Name: The Amazing Anus !Anus3nMVO2 2009-08-31 16:37

>>15
ooh very good!  I'll fix all of these things today.

Name: Anonymous 2009-08-31 16:58

You can use uint16_t instead if you need an unsigned integer that is always 16 bits.
This doesn't work for me.

brainfuck.c [Warning] data definition has no type or storage class

Apparently uint16_t isn't defined anywhere for my shitty setup.

Name: Anonymous 2009-08-31 17:33

>>18
You need to include <stdint.h> to use these types. For details, see http://linux.die.net/man/3/uint16_t .

Name: The Amazing Anus !Anus3nMVO2 2009-08-31 18:54

>>8
You're right.  I should have named "code" and "memory" with the letters "ptr" at the end, instead of naming the array index like that, shouldn't I?  Please explain anything else I did wrong with pointer semantics.

>>19
Thanks.

Just knocked off a few of those things.  I'll fix the whole nested brackets thing later.

Name: Anonymous 2009-08-31 19:04

>>20
>I should have named "code" and "memory" with the letters "ptr" at the end, instead of naming the array index like that, shouldn't I?

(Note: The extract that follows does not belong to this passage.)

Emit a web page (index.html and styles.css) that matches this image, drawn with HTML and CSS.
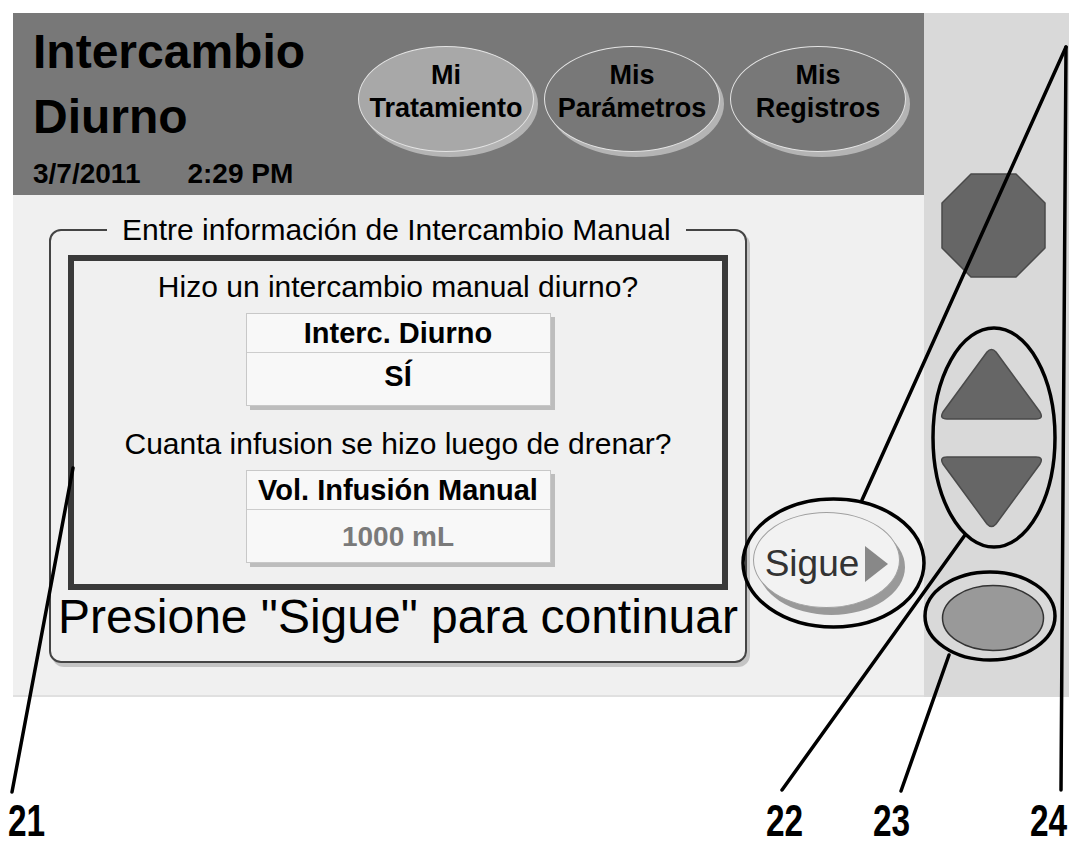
FILE: index.html
```html
<!DOCTYPE html>
<html lang="es">
<head>
    <meta charset="utf-8">
    <title>Intercambio Diurno</title>
    <link rel="stylesheet" href="styles.css">
</head>
<body>
    <div class="device">
        <div class="screen">
            <header class="topbar">
                <div class="title-block">
                    <h1 class="title">Intercambio<br>Diurno</h1>
                    <div class="clock"><span>3/7/2011</span><span>2:29 PM</span></div>
                </div>
                <nav class="tabs">
                    <div class="tab active">Mi<br>Tratamiento</div>
                    <div class="tab">Mis<br>Parámetros</div>
                    <div class="tab">Mis<br>Registros</div>
                </nav>
            </header>

            <main class="content">
                <fieldset class="entry">
                    <legend>Entre información de Intercambio Manual</legend>
                    <div class="entry-box">
                        <p class="question">Hizo un intercambio manual diurno?</p>
                        <div class="field">
                            <div class="field-label">Interc. Diurno</div>
                            <div class="field-value">SÍ</div>
                        </div>
                        <p class="question second">Cuanta infusion se hizo luego de drenar?</p>
                        <div class="field">
                            <div class="field-label">Vol. Infusión Manual</div>
                            <div class="field-value muted">1000 mL</div>
                        </div>
                    </div>
                    <p class="prompt">Presione "Sigue" para continuar</p>
                </fieldset>

                <div class="next">Sigue<span class="next-arrow"></span></div>
            </main>
        </div>

        <aside class="keys">
            <!-- stop key -->
            <svg class="key-stop" width="105" height="105" viewBox="0 0 105 105">
                <polygon points="30,1 75,1 104,30 104,75 75,104 30,104 1,75 1,30" fill="#666" stroke="#4a4a4a" stroke-width="1.5" stroke-linejoin="round"/>
            </svg>
            <div class="key-arrows">
                <svg width="107" height="75" viewBox="-2 -2 107 75">
                    <path d="M47 4 Q51.5 -1 56 4 L100 64 Q104 71 96 71 L7 71 Q-1 71 3 64 Z" fill="#666" stroke="#4a4a4a" stroke-width="1.5"/>
                </svg>
                <svg width="107" height="75" viewBox="-2 -2 107 75">
                    <path d="M47 67 Q51.5 72 56 67 L100 7 Q104 0 96 0 L7 0 Q-1 0 3 7 Z" fill="#666" stroke="#4a4a4a" stroke-width="1.5"/>
                </svg>
            </div>
            <svg class="key-ok" width="104" height="68" viewBox="0 0 104 68">
                <ellipse cx="52" cy="34" rx="50.5" ry="32.5" fill="#999" stroke="#333" stroke-width="1.5"/>
            </svg>
        </aside>
    </div>

    <div class="labels">
        <span class="label label-21">21</span>
        <span class="label label-22">22</span>
        <span class="label label-23">23</span>
        <span class="label label-24">24</span>
    </div>

    <!-- callout lines of the figure -->
    <svg class="callouts" width="1069" height="846" viewBox="0 0 1069 846">
        <g fill="none" stroke="#000" stroke-width="3.5" stroke-linecap="round">
            <ellipse cx="833.5" cy="563" rx="90.5" ry="64"/>
            <ellipse cx="994" cy="437.5" rx="61" ry="109.5"/>
            <ellipse cx="990" cy="616" rx="65" ry="44"/>
            <line x1="73" y1="468" x2="12" y2="792"/>
            <line x1="965" y1="535" x2="782" y2="790"/>
            <line x1="949" y1="655" x2="901" y2="791"/>
            <line x1="862" y1="500" x2="1066" y2="47"/>
            <line x1="1066" y1="47" x2="1061" y2="790"/>
        </g>
    </svg>
</body>
</html>
```

FILE: styles.css
```css
body {
    margin: 0;
    background: #fff;
    font-family: "Liberation Sans", Arial, sans-serif;
    color: #000;
    overflow: hidden;
}
.device {
    display: flex;
    margin: 13px 0 0 13px;
    height: 684px;
}
.screen {
    width: 911px;
    display: flex;
    flex-direction: column;
}

/* top bar */
.topbar {
    height: 182px;
    background: #787878;
    display: flex;
}
.title-block {
    width: 325px;
    padding: 6px 0 0 20px;
}
.title {
    margin: 0;
    font-size: 48px;
    line-height: 65px;
    font-weight: bold;
}
.clock {
    margin-top: 8px;
    font-size: 28px;
    line-height: 34px;
    font-weight: bold;
    display: flex;
    gap: 47px;
}
.tabs {
    display: flex;
    gap: 10px;
    padding-top: 33px;
}
.tab {
    width: 176px;
    height: 106px;
    box-sizing: border-box;
    border-radius: 50%;
    border: 1px solid #e4e4e4;
    background: #787878;
    box-shadow: 4px 5px 0 #b4b4b4;
    padding-top: 12px;
    text-align: center;
    font-size: 27px;
    line-height: 33px;
    font-weight: bold;
}
.tab.active {
    background: #a8a8a8;
}

/* entry area */
.content {
    flex: 1;
    background: #f0f0f0;
    border-bottom: 2px solid #e0e0e0;
    display: flex;
    align-items: flex-start;
}
.entry {
    margin: 19px 0 0 36px;
    padding: 0 17px 18px;
    width: 660px;
    min-width: 0;
    border: 2px solid #444;
    border-radius: 12px;
    box-shadow: 3px 4px 0 #c4c4c4;
}
.entry legend {
    margin-left: 39px;
    padding: 0 15px;
    font-size: 30px;
    line-height: 32px;
}
.entry-box {
    margin-top: 9px;
    border: 6px solid #3a3a3a;
    padding: 8px 0 21px;
    text-align: center;
}
.question {
    margin: 0;
    font-size: 30px;
    line-height: 36px;
}
.question.second {
    margin-top: 20px;
}
.field {
    width: 303px;
    margin: 8px auto 0;
    border: 1px solid #c8c8c8;
    background: #f8f8f8;
    box-shadow: 4px 4px 0 #bdbdbd;
    font-weight: bold;
    font-size: 29px;
}
.field-label {
    height: 38px;
    line-height: 38px;
    border-bottom: 1px solid #cdcdcd;
}
.field-value {
    height: 52px;
    line-height: 46px;
}
.field-value.muted {
    color: #7a7a7a;
    font-size: 28px;
    line-height: 54px;
}
.prompt {
    margin: 1px -20px 0;
    font-size: 48px;
    line-height: 52px;
    white-space: nowrap;
    text-align: center;
}

/* next button */
.next {
    margin: 317px 0 0 6px;
    width: 147px;
    height: 96px;
    box-sizing: border-box;
    padding-top: 8px;
    border-radius: 50%;
    border: 1px solid #a0a0a0;
    background: #f2f2f2;
    box-shadow: 5px 7px 0 #999;
    display: flex;
    align-items: center;
    justify-content: center;
    gap: 6px;
    font-size: 37px;
    color: #333;
}
.next-arrow {
    width: 0;
    height: 0;
    border-left: 23px solid #888;
    border-top: 18px solid transparent;
    border-bottom: 18px solid transparent;
}

/* hardware keys */
.keys {
    flex: 1;
    background: #d9d9d9;
    padding: 160px 0 0 17px;
    display: flex;
    flex-direction: column;
    align-items: flex-start;
}
.keys svg {
    display: block;
}
.key-arrows {
    margin: 68px 0 0 -3px;
    display: flex;
    flex-direction: column;
    gap: 34px;
}
.key-ok {
    margin-top: 54px;
}

/* figure labels */
.labels {
    display: flex;
    margin-top: 107px;
    height: 34px;
    font-weight: bold;
    font-size: 44px;
    line-height: 34px;
}
.label {
    display: inline-block;
    margin-right: -12px;
    transform: scaleX(0.76);
    transform-origin: left center;
}
.label-21 { margin-left: 8px; }
.label-22 { margin-left: 721px; }
.label-23 { margin-left: 70px; }
.label-24 { margin-left: 120px; }

.callouts {
    position: absolute;
    top: 0;
    left: 0;
    pointer-events: none;
}
```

I (>>15) would suggest keeping "code" and "memory" as they are, and replacing "codeptr" and "memoryptr" by "codeindex" and "memoryindex", respectively. The ptr variables are wrong, because they aren't pointers, whereas "code" and "memory" describe their functions perfectly.

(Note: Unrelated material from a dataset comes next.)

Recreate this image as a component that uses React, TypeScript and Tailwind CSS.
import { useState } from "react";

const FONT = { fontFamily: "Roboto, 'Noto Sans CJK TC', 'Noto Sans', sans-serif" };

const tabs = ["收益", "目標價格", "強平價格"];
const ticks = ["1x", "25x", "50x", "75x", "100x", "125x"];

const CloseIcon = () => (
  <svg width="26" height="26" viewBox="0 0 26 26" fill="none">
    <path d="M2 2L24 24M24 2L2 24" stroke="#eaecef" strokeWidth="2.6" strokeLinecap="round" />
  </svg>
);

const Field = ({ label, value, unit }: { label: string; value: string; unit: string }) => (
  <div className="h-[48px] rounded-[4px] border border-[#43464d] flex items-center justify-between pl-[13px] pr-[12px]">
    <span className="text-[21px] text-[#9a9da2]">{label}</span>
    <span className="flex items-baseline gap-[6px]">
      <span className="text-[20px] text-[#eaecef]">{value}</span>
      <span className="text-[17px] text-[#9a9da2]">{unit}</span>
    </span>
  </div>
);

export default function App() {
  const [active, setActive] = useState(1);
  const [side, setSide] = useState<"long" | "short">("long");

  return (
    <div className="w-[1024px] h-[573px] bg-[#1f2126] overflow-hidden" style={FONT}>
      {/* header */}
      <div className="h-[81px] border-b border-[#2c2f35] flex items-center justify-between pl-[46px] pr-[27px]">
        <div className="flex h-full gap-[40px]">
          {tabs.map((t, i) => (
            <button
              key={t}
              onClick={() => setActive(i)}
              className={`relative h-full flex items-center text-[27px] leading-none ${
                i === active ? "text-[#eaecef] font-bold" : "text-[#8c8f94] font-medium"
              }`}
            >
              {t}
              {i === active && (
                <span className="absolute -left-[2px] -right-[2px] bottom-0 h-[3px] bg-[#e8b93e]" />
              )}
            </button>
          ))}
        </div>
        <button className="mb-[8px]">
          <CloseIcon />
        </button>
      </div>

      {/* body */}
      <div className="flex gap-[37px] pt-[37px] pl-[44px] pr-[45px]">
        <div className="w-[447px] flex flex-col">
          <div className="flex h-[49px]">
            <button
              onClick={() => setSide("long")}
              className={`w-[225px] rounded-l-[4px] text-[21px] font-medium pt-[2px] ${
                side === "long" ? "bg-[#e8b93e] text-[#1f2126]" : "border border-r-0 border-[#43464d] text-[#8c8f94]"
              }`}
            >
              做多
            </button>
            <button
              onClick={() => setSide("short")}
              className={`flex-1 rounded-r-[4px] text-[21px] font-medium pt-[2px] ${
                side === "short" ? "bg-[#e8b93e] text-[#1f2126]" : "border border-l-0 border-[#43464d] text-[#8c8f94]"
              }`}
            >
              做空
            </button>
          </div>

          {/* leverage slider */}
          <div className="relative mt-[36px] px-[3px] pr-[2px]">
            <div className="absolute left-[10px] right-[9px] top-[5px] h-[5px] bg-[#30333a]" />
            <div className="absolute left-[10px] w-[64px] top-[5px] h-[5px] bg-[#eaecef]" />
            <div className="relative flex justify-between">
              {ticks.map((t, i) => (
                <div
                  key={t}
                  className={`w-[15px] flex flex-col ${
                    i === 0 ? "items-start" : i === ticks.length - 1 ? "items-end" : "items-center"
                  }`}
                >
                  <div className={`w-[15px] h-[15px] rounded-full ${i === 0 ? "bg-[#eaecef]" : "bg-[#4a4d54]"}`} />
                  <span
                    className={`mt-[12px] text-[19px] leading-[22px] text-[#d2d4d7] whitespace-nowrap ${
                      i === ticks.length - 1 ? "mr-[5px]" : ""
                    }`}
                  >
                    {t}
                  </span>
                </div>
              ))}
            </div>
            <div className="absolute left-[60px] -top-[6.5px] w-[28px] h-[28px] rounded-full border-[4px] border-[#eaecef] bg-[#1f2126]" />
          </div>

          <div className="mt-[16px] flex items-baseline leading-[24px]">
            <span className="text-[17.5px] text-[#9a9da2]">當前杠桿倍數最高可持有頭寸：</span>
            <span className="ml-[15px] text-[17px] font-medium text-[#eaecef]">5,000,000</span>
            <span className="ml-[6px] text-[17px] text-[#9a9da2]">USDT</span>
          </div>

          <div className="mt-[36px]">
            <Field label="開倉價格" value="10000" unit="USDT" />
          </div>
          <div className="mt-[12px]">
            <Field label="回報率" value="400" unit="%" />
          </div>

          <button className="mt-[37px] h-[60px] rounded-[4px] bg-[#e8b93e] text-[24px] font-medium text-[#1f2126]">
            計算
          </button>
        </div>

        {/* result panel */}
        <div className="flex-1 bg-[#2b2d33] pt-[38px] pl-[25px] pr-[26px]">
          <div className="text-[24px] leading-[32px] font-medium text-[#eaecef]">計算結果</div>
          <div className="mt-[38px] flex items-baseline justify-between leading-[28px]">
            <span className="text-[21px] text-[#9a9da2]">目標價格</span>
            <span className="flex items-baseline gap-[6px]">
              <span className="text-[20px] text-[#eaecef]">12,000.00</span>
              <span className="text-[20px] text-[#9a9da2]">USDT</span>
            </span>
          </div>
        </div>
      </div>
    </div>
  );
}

Name: Anonymous 2009-08-31 23:52

>>20
I mean the way you've declared your pointers.

unsigned char* bob, jill;

This is counter-intuitive, because it creates one unsigned char and one pointer to an unsigned char. jill is a regular unsigned char. What I mean is you should be defining your pointers as such:

unsigned char *bob, *jill;

Name: Anonymous 2009-09-01 7:36

>>22
Of course, the simple solution to this problem is to never declare multiple variables in a single declaration, which is often considered bad style anyway.

Name: Anonymous 2009-09-01 7:56

>>23
True, but after I switched to >>22's way of things, I stopped making that mistake altogether.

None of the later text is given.